Pour moi, l’écriture de ce neuvième roman a été un défi : celui de comprendre cette complexité historique tout en la situant, non pas à Paris, mais dans un endroit reculé de la province. La Révolution vue par les paysans ! J’ai dit plus haut que ce sont des rencontres locales qui m’inspirent. Cela a été le cas pour Le loup du Cotentin. En effet, c’est à l’occasion de la lecture fortuite d’une brochure écrite par l’ancien maire de mon village que j’ai appris qu’un petit Fouquier-Tinville local avait sévi dans le hameau dans lequel j’ai ma maison !

Depuis plus d’un an, je me suis donc plongé dans la Révolution ! Je n’ai lu que sur elle. J’ai visité les musées qui lui sont consacrés. Et j’ai appris énormément de choses, notamment sur les évènements locaux, comme le siège de Granville par les Vendéens. J’espère qu’il en sera de même pour mes futurs lecteurs.

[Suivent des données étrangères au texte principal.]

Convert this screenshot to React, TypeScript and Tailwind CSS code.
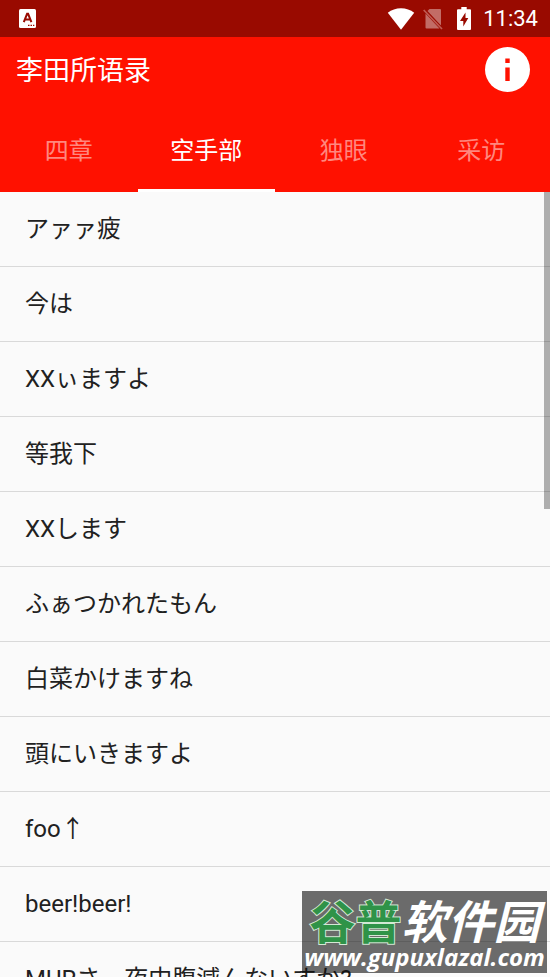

Quant à moi, je commence déjà mon prochain… Eh oui ! C’est un deuxième métier… Cette fois-ci, chose extraordinaire, cela ne se passera pas en Normandie, mais très loin, au Liban. Je puise dans mes souvenirs personnels de gamin pour raconter une histoire qui va plonger le lecteur au sein d’une communauté au destin tragique, les Arméniens.


[1] Les journalistes d’aujourd’hui préfèrent, pour être politiquement correct, « Manchois », mais le vrai terme historique pour les habitants du département de la Manche est « Manchot ».